CWLU workgroups were the independent committees of the Union organized around particular interests and activities. A well known CWLU workgroup was ACDC. (Action Committee for Decent Child Care).They set up a seasonal review of the licensing processes for daycare centers, and they actually got the city to allocate $1 million for child care. A group of women could go up against the city and get something real, a reallocation basically of wealth and power, that would benefit ordinary people and/or people's needs, and particularly children's needs.

We also had DARE, Direct Action for Rights Employment. For the women who were really concerned about women in the workplace, the Women's Union had a very dedicated group of women who worked with women in various largely industrial and service settings, where they were basically being very fiercely discriminated against, either by their management or their boss, or their union, or both. They worked and collaborated very closely with the women janitors, who were for the most part African American, and they met in their homes on Sunday nights in the South Side and slowly built up a campaign.

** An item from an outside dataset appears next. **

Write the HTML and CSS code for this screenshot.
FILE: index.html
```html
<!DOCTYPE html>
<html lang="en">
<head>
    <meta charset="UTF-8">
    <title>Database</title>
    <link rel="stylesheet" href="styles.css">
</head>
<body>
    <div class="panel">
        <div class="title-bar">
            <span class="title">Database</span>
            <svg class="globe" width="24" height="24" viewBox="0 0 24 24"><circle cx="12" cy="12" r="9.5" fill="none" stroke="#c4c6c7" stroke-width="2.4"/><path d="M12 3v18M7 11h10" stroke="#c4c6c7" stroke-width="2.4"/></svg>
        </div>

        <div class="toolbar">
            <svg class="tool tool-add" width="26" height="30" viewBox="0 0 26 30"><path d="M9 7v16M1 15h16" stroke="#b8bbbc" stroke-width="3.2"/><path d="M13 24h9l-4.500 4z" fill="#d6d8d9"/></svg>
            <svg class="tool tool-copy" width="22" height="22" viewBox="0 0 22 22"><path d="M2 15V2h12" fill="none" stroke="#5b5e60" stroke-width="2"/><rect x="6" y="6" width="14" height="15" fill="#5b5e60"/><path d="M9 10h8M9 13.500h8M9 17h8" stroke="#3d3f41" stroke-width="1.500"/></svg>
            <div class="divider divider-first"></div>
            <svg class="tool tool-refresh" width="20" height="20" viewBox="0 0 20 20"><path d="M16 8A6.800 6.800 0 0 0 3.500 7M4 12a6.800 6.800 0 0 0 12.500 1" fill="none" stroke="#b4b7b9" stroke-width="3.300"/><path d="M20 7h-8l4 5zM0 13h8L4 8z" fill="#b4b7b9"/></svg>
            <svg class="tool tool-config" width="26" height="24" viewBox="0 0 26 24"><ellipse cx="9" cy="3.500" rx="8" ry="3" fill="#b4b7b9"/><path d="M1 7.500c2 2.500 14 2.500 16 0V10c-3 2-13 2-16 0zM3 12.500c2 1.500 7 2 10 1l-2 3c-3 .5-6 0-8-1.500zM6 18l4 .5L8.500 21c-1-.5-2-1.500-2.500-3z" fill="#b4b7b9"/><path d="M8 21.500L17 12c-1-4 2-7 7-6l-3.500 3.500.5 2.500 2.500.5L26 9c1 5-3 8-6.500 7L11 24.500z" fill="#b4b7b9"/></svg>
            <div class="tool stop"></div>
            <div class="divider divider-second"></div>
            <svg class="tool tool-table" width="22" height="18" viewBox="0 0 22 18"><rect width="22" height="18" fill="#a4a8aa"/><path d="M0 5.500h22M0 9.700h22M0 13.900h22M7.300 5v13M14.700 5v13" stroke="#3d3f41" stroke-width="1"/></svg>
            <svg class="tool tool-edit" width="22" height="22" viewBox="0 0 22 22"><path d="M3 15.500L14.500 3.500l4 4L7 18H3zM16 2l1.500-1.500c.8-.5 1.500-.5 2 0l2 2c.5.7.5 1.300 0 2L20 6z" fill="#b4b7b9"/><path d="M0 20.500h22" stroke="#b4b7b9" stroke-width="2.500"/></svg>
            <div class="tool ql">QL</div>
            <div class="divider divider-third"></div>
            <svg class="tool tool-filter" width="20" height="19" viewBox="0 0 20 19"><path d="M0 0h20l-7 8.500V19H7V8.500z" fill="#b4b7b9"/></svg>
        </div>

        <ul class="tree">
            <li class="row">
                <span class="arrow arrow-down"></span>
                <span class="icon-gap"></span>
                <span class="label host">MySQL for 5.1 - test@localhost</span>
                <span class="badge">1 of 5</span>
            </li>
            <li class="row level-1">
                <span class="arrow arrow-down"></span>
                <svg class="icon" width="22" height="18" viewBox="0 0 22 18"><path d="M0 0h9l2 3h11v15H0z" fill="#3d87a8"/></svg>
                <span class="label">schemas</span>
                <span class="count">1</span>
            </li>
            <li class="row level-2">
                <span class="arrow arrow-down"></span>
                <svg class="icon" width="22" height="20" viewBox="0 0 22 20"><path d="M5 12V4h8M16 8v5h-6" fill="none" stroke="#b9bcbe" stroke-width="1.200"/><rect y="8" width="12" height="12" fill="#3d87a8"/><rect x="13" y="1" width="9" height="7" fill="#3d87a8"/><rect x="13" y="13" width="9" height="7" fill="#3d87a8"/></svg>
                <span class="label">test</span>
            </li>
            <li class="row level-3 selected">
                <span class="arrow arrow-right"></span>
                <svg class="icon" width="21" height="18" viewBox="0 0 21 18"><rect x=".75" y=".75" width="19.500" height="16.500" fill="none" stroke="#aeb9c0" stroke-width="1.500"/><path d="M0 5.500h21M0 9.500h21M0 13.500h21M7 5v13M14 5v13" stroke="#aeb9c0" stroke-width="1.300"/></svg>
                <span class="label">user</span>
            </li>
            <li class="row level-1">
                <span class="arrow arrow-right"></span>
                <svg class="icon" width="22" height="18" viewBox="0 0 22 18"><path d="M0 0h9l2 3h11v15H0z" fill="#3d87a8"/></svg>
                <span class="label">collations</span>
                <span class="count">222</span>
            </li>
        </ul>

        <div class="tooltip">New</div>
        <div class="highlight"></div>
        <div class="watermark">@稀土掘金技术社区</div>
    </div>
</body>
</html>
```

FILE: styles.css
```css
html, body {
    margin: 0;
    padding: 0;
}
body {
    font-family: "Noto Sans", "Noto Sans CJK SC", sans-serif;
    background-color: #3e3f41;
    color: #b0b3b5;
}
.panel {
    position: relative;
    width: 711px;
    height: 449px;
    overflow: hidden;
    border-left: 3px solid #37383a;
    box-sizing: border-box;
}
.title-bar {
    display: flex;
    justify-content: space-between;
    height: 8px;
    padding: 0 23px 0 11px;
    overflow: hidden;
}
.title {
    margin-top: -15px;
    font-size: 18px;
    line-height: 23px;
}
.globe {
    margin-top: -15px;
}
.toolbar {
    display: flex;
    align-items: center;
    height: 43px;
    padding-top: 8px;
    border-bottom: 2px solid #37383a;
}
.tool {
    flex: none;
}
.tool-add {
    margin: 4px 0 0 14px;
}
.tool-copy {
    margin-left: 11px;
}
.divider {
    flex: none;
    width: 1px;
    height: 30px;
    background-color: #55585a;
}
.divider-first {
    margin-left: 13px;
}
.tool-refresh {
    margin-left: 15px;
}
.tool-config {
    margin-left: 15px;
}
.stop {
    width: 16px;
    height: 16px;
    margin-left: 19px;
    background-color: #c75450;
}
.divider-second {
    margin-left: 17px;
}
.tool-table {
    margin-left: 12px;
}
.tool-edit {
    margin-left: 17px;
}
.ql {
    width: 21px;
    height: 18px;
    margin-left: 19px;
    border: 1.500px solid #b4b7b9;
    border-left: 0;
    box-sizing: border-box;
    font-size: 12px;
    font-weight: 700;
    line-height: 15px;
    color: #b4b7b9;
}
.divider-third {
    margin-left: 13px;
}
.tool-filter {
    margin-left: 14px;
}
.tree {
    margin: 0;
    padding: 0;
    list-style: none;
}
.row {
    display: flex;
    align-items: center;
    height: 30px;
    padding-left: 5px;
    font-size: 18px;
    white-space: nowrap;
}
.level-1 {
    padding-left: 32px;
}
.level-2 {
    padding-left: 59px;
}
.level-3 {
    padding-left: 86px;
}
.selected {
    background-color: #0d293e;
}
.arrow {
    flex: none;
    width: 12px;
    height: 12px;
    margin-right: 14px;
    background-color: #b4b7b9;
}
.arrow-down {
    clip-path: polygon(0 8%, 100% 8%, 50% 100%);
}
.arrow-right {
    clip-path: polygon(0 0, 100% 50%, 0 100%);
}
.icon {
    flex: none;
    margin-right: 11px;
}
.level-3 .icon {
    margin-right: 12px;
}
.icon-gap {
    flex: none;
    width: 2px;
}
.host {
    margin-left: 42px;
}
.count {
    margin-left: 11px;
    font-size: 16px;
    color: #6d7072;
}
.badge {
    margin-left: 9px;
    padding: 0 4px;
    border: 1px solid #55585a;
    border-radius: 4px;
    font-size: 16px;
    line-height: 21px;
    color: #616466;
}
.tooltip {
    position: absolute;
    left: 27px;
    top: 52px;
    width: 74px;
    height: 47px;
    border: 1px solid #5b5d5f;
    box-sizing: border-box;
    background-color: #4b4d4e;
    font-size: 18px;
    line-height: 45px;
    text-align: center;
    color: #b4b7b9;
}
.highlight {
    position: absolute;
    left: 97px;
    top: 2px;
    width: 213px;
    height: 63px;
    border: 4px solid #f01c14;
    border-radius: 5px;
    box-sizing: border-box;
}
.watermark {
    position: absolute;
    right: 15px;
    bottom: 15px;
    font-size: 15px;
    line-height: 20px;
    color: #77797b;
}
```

It was hard , no one of us up here wants to glamorize the conflict and the struggle, because people put real things at risk- people's psyches, people's bodies, people's energies. Susan Bates, the woman, the janitress who was the lead in the case had a cinder block was thrown through her window shortly before the case was won, and it hurt her. So DARE was the group that took on the workplace in the most serious kind of way.

We also had neighborhood organizing of women doing outreach with the newspaper, called "Secret Storm." Reaching out there to the passions of young women and their hearts and urging them again, to play sports and to ask for equal time on the courts and in the fields, and they got it from their local park district. And if any of you have spent any time dealing with park district bureaucracies you know it's not easy.

The gay and lesbian chapter, Blazing Star, organized among gay and lesbian women and did a tremendous job within the Women's Union of I think, helping us hold together so that we, unlike a lot of women's unions around the country, did not split along gay/straight lines. We held together.

ON PERSONAL TRANSFORMATION:

I would just like to say a little bit personally about how I think that the experience of being in the Women's Union was a consciousness raising affair that just permanently changed every single one of us. You know, the lenses in your eyes aren't the same anymore. When I think of Estelle's talking about the Graphics Collective posters, the one that I just kept being stunned by every time I sat in office for a meeting was the one of a young American woman and a young Vietnamese woman back to back.

The young American woman, very attractive, young, is putting on bright red lipstick. And the Vietnamese woman back to back to her, is bleeding the same red out of her nose. Anyway that poster captured for me the sense of living in a corporate society where it was the agenda of the large corporations who really determined the wars and the allocation of resources.

That our whole government was mobilizing our whole society to fight, and that the price of that war for a Vietnamese woman was not that she didn't have any lipstick, but that it was pulling her family, her children, her villages, her way of life, all of the social fabric within Vietnam, and just turning the world upside-down.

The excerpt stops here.